Hiatt enjoyed some success early on when Three Dog Night scored a hit in 1974 with his tune “Sure As I’m Sittin’ Here.”
As he recounts, “It went to the Top 15 or something, and I waltzed right back into Tree and said, ‘You’re going to co-sign a car loan for me on the basis of this song.’ And they did, so I went out and bought a brand-new Toyota Corolla for $1,762 out the door.
“I thought I was in tall cotton. It wasn’t a Cadillac, but it was the first new car I’d ever bought.”
It would take 13 more years before Hiatt’s star rose as a bona fide solo artist with his 1987 breakthrough album, Bring the Family.
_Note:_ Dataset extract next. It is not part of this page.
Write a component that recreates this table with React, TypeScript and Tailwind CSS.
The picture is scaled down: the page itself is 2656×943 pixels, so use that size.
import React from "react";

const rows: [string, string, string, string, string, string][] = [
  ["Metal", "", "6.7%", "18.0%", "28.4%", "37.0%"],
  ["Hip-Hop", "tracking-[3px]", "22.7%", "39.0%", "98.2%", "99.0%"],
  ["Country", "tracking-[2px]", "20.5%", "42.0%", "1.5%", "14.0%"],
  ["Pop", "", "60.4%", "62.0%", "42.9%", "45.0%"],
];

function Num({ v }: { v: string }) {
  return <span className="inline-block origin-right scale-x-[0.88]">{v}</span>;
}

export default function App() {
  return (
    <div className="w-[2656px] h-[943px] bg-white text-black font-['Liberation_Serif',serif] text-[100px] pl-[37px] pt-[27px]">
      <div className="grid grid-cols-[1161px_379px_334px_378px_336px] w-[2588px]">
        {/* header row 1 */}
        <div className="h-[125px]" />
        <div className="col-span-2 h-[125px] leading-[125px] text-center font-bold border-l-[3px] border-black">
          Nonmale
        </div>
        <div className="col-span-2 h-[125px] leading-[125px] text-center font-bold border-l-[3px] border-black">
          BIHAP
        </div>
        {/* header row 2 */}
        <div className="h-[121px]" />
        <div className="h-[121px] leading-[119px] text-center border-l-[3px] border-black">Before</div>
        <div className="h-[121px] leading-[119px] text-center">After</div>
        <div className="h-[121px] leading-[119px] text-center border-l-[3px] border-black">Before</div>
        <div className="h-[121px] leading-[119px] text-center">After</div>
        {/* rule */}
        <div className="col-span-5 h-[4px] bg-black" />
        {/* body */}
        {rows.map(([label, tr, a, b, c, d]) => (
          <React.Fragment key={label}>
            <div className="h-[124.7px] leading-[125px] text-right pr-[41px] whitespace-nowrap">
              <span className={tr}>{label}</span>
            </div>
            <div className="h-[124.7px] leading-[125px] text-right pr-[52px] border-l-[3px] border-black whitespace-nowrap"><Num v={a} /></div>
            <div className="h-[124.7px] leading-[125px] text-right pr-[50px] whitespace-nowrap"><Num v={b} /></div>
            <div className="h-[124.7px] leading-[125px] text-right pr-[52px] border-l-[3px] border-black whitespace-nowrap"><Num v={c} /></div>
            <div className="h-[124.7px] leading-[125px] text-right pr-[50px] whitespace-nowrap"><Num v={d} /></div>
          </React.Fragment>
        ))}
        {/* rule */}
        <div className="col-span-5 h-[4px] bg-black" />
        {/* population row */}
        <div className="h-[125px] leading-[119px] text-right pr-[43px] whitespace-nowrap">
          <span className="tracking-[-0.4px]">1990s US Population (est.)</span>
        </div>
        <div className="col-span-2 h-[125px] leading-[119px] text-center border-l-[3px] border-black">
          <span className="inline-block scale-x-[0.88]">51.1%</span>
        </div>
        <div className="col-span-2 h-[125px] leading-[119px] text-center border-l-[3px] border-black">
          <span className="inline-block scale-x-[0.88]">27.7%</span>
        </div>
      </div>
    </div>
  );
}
Ironically, it happened when he was at perhaps his lowest point.
The record yielded tunes such as “Memphis in the Meantime” and “Have a Little Faith in Me,” both of which have been covered extensively, as well as “Thing Called Love,” with which Bonnie Raitt scored a hit off her 1989 album, Nick of Time.
However, it was the 1988 release Slow Turning that cemented Hiatt’s status as one of the premier songwriters of the 20th century.
The album featured classics like “Tennessee Plates” and “Angel Eyes,” and its title track earned Hiatt his first and only Top-10 single.
“I got lucky, I guess,” he says when asked about the circumstances that led to these seminal albums. “It was the right place and right time with Bring the Family. I had just cleaned up my act and gotten sober.
"I had been a mess prior to that record, and though I’d written a batch of pretty good songs of a kind of redemptive nature, I was pretty down, because I’d been though several major labels and had pretty much burned every bridge.”
The events that followed, however, gave him the perfect opportunity to present some of his finest work to an audience that was ready for something altogether different from ’80s-era pop and rock.
“I had been playing a club in Santa Monica called McCabes, and I’d befriended this fellow named John Chelew [producer of Bring the Family], who was an early champion of mine before I sobered up,” Hiatt says.
“We were talking one night and he asked what I was going to do for my next record. Then I got an offer from Andrew Lauder, who managed Elvis Costello. He and Nick Lowe had this little label in the U.K. called Demon Records.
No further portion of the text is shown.